What is it about wanting something you know you can't have? And does it apply in every aspect of our lives? Prohibition was, as it is often referred, a noble experiment. It consisted of a nearly 14-year period from 1920-1933 where the manufacturing and selling of alcohol became illegal. Which begs the question: would the Roaring Twenties have been just as roaring had the Eighteenth Amendment never been established? 
In the earlier years of the 20th century, more than just the U.S. experienced this enforcement of abstaining from alcohol. The Soviet Union, Iceland, Norway and the Hungarian Soviet Republic are just a few countries who also nobly attempted this. Meanwhile, distilleries and breweries in the areas surrounding the U.S. flourished.

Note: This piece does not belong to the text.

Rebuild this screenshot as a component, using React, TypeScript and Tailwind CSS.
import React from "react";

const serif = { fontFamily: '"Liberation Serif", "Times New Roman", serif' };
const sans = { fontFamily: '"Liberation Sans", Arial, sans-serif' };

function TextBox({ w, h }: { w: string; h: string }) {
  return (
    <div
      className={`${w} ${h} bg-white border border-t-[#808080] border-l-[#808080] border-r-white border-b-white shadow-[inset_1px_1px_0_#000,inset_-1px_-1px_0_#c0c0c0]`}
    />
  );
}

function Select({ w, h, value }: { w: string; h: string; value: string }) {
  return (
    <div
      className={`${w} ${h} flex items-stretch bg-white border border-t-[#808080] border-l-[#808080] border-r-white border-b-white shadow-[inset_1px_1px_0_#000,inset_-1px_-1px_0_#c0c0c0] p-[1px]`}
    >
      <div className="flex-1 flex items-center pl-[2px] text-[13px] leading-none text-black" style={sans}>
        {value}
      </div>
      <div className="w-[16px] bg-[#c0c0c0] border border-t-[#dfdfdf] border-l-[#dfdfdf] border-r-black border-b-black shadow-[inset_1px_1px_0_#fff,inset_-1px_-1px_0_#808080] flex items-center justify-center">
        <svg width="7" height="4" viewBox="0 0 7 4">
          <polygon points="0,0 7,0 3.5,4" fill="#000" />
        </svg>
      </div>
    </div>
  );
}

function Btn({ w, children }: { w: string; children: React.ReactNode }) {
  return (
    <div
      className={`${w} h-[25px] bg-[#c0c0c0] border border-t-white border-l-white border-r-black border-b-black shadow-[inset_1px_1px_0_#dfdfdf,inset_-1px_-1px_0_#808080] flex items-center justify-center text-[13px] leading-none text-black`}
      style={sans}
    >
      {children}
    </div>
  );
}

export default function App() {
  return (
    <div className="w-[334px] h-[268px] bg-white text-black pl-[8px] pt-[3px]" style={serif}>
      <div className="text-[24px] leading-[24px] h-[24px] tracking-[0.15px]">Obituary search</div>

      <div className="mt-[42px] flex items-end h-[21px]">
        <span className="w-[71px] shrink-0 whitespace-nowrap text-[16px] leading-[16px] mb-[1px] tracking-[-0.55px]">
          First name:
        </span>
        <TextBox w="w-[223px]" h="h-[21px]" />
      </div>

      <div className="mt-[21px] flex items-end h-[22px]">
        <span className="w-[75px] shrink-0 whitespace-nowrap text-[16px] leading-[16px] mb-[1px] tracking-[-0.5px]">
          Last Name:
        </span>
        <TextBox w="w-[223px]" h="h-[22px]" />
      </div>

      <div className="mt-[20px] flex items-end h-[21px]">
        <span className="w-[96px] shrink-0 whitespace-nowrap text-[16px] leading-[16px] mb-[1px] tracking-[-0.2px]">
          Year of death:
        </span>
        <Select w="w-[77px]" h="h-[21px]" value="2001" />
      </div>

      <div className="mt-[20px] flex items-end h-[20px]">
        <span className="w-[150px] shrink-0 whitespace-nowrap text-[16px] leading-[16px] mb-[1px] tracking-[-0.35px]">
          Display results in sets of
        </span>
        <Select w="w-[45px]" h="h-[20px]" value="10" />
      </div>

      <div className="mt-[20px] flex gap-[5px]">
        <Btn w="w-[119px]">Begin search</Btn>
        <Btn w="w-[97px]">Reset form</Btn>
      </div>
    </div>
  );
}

Canada, Mexico and the Caribbean were having visiting Americans consume their alcohol or were exporting it illegally to the U.S. After a while, alcohol was abundantly arriving into the country under the radar. This is where one of Chicago's most notorious gangsters also flourished.
Bigger cities were completely defying the new laws set in place, brewing and distilling alcohol in homes, utilizing rumrunners, and opening speakeasies. Enter, Al Capone. With hundreds of men at his beck and call and money to go around, Capone and other gangsters alike were able to continuously grow illegal liquor rings with little-to-no consequences. Prohibition agents were being paid very little, which made bribery a most useful weapon for the new breed of criminals. 
While the physical consumption of alcohol was never a violation of the original amendment, the country spent a decade looking for loopholes and blatantly ignoring laws. Even considerably 'good' people were breaking laws. The stock market crashed at the tail end of the century and the Great Depression hit the country like a ton of bricks. People needed to work and the U.S. needed to get on its feet again. A few years later, at the end of 1933, the 21st Amendment was ratified, making the 18th Amendment the first and only Amendment to this day to be repealed. 
Think about where we would be if it weren't for that 21st Amendment. In my opinion, there'd be a lot more angry people, more speakeasies in a 2-mile radius than you could count, and, the brewery responsible for creating my go-to summer beverage would have had to come up with a different name: 21st Amendment Brewery's Hell or High Watermelon.